Climate Risk: Pay Now or Pay More Later Perhaps the most structurally difficult risk the ministry confronts is climate change, precisely because there is no comfortable choice available. Committing to an aggressive, low-emissions pathway in line with the RCP 2.6 scenario would demand significant upfront spending on adaptation and resilience, building flood defences, climate-proofing infrastructure, and similar measures that strengthen the country’s long-term position but cost money immediately and widen the deficit in the short run. The alternative, a higher-emissions trajectory that defers these costs, looks cheaper on paper today but stores up far larger fiscal risk for the future, as more frequent and more severe climate disasters translate directly into emergency spending. The ministry’s own estimate is stark: a single average natural disaster event could push the fiscal deficit up by as much as 1.5 percent of GDP, a number that dwarfs many of the other risks listed in the document.

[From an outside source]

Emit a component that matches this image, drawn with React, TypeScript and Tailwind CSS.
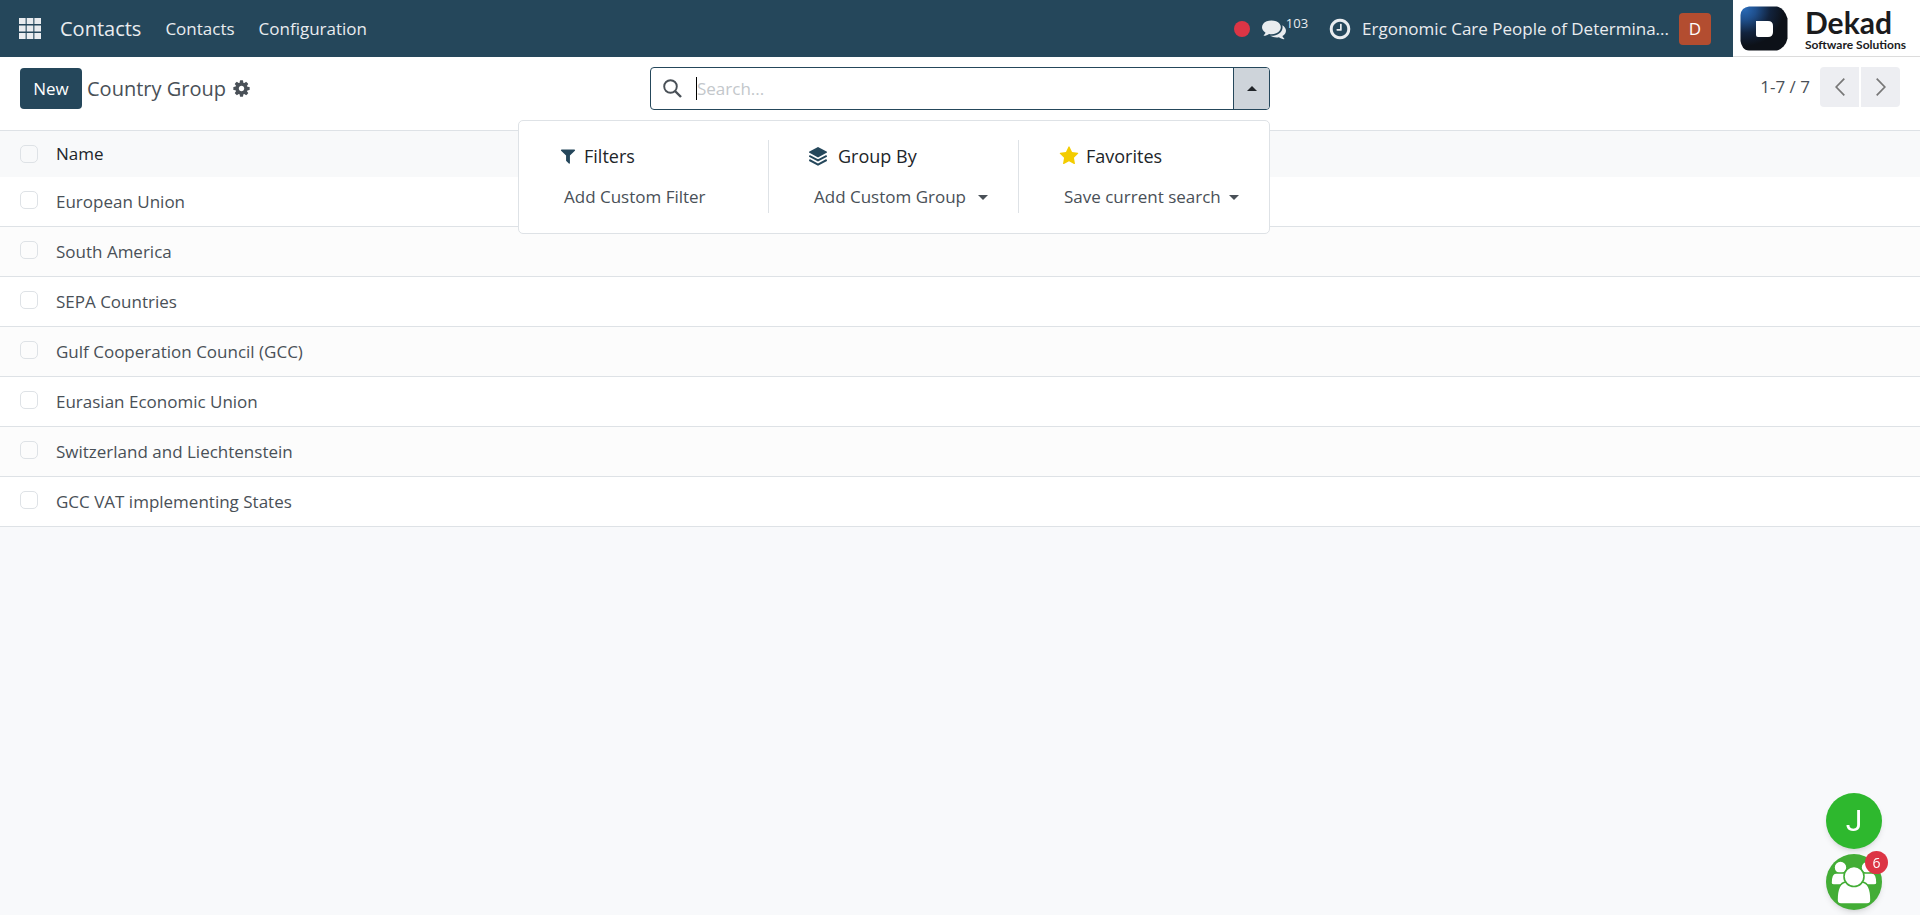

Taken as a whole, the statement of fiscal risks is less an alarmist warning and more a sober reminder of how thin the margin for error actually is. The budget’s growth story depends on oil prices staying calm, GDP growth hitting its mark, tax collection improving without major new measures, borrowing costs staying manageable, loss-making state enterprises not requiring fresh bailouts, and the climate cooperating. Any one of these assumptions slipping even modestly could test the limits of what the budget has promised. Avoiding that outcome will require the kind of disciplined execution, credible and sustained revenue mobilisation, and deliberate buffer-building that Pakistan’s fiscal managers have too often promised and too rarely delivered.